Province's shale gas resource large: CEO
Published Wednesday June 17th, 2009

MONCTON - Norm Miller is lining up big names in shale gas as partners to develop what he sees as significant plays of the unconventional resource near Sussex.
The president and CEO of Halifax-based junior exploration company Corridor Resources Inc. (TSX:CDH) told a Moncton audience Tuesday he thinks New Brunswick's shale gas resource is "quite large."
Highlighting his company's future plans as part of the Atlantic Provinces Economic Council's annual capital investment outlook presentation at the Delta Beauséjour hotel, Miller said shale gas offers his company long-term growth alongside traditional natural gas that is already flowing.
He said new technologies in fracturing should allow his firm to get at deposits in the Frederick Brook member, a geological structure that runs underground near the McCully natural gas field where the company extracts gas largely destined for the Boston market.
"All of a sudden we have a big potential," Miller told the crowd.
Speaking in an interview after his talk, the executive said he has been in conversation with "quite a number" of larger firms that have already worked shale gas.
He wants to partner with a company to tap into the hard-to-access unconventional petrochemical and plans to use the experience of executives, their technology and capital to develop the resource.
"I would say it will happen over the next year some time," Miller said. "The geology is exciting, interesting and unique in Canada."
The executive said New Brunswick's shale resource is chemically unique in North America, presenting some challenges when it comes to working the resource and requiring the company to develop new techniques.
"We have to invent the wheel in a sense," he said.
A Calgary-based engineering firm is analyzing the volume of gas resource in the shale, with a report due this month that Corridor will make public, he said. "That will be the next significant step for us."
Corridor has slowed down its exploration work and spending this year in response to a flagging economy and sub-par prices for gas.
The company's capital budget this year is $41.5 million, which is less than a previously planned $47.5 million.
"We're in a gas glut right now," he said, adding that the firm's philosophy is to spend only what it makes in the sale of gas; the company has an untouched bank line of credit of about $40 million.
But Corridor still plans to spend $12.5 million on fracturing this year in New Brunswick, employing new techniques to get at the petrochemicals.

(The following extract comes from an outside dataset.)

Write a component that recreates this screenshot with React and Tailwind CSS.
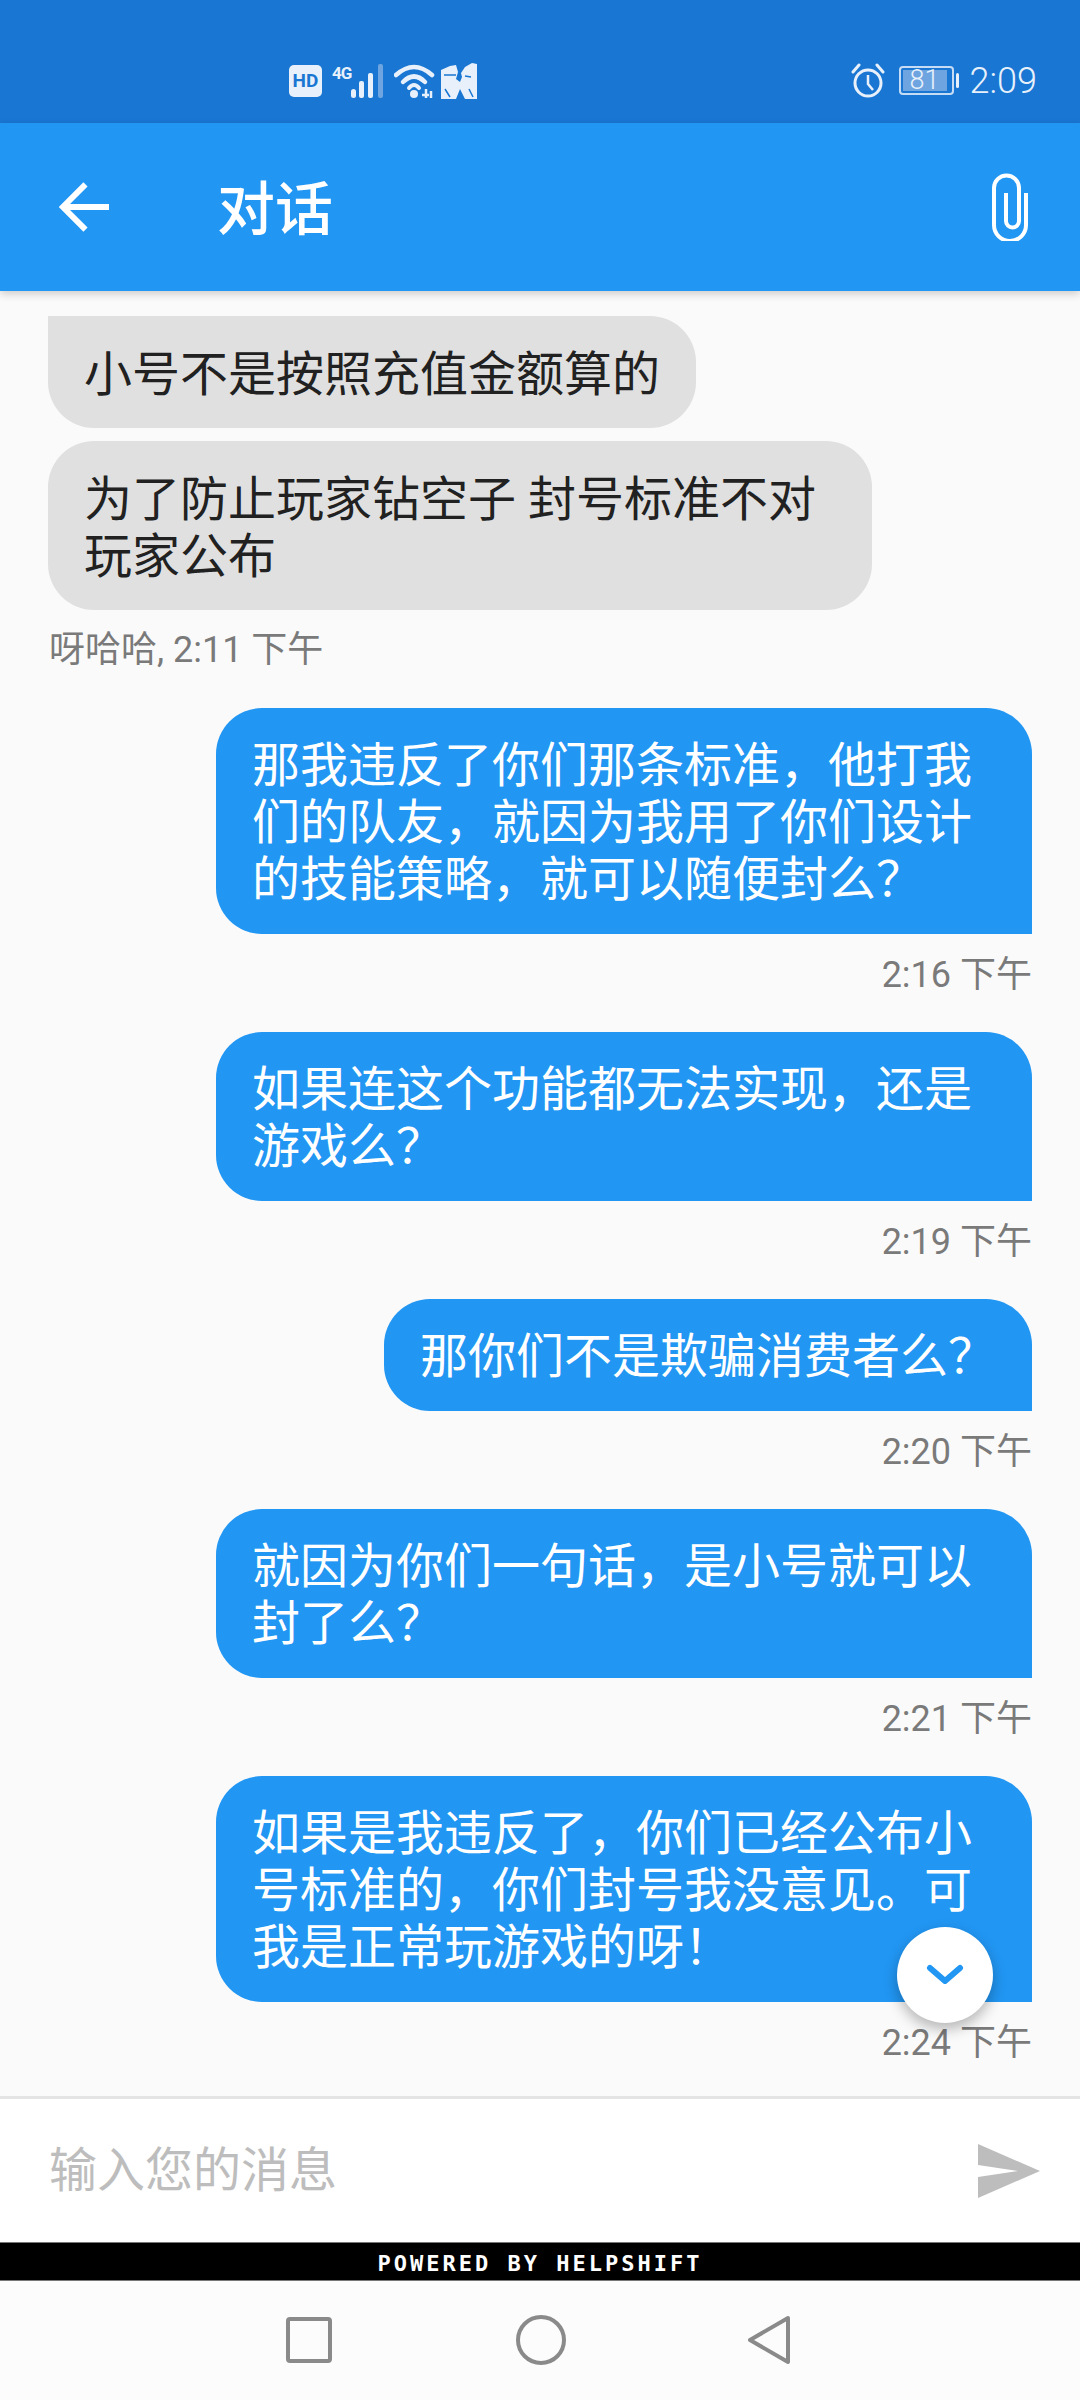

An oil deposit discovered last December - which Miller at the time called "potentially significant-" will be fractured again using propane to push the oil out, rather than water and methanol.
The new method is expected to reduce damage to wells that can occur with injected fluids used to create fractures.
Corridor shares closed at $2.60 on the Toronto Stock Exchange Tuesday. The company's 52-week high occurred June 18, 2008, when shares traded for $10.22; the 52-week low was on Feb. 24 at $1.29 per share.